Due to their multi-fiber construction, bundles offer more flexibility in light management than patchcords.
- split light from a source into several outputs;
- merge light from several sources into a single output;
- reconfigure the shape of light beam to adapt it to particular conditions (from round to rectangular, for example);
- redistribute input light intensity (to make it more uniform at the output, for example).
Optical fiber bundles also offer greater physical flexibility compared to a rigid and fragile very large core fiber (over 1mm). A bundle of 19 200um fibers has roughly the same diameter, but is much more flexible.
These assemblies consist of multiple optical fibers tightly packed into a round bundle at both ends. Individual fibers are randomly distributed from one end to the other. Typical fiber counts are chosen to optimize the packing fraction: 7, 19, 37 and 61 fibers, with lengths ranging from 0.5 to 60 meters. As an additional option, individual fibers can have their buffer stripped to further enhance packing efficiency. Depending on the fiber type and number of strands used, optical fiber bundles offer either improved light throughput or greater flexibility as compared to standard single fiber assemblies.

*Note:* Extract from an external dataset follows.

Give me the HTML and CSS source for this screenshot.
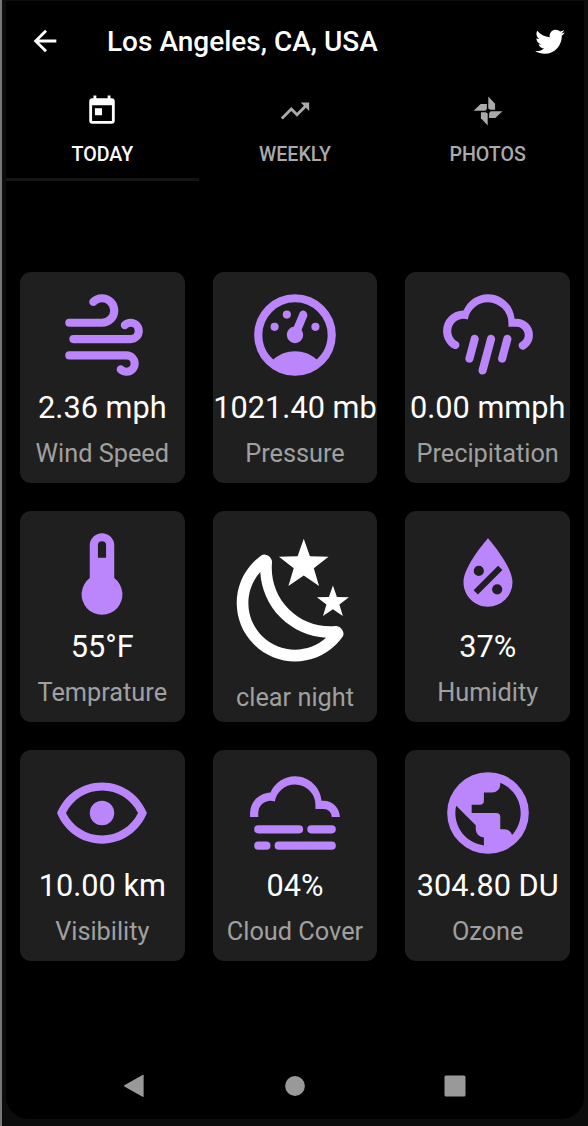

In these assemblies, all constituent fibers are packed together at one end and divided
into two or more branches at the other end. Individual fibers among the branches can be routed randomly, scrambled, or mapped to obtain the desired distribution at the common end. For even more flexibility, each branch can have a different termination. Standard lengths are from 0.5 to 5 meters.
Multi-branch fiber optic bundles can be used to either split light into several beams, or to combine light from several inputs into a single beam.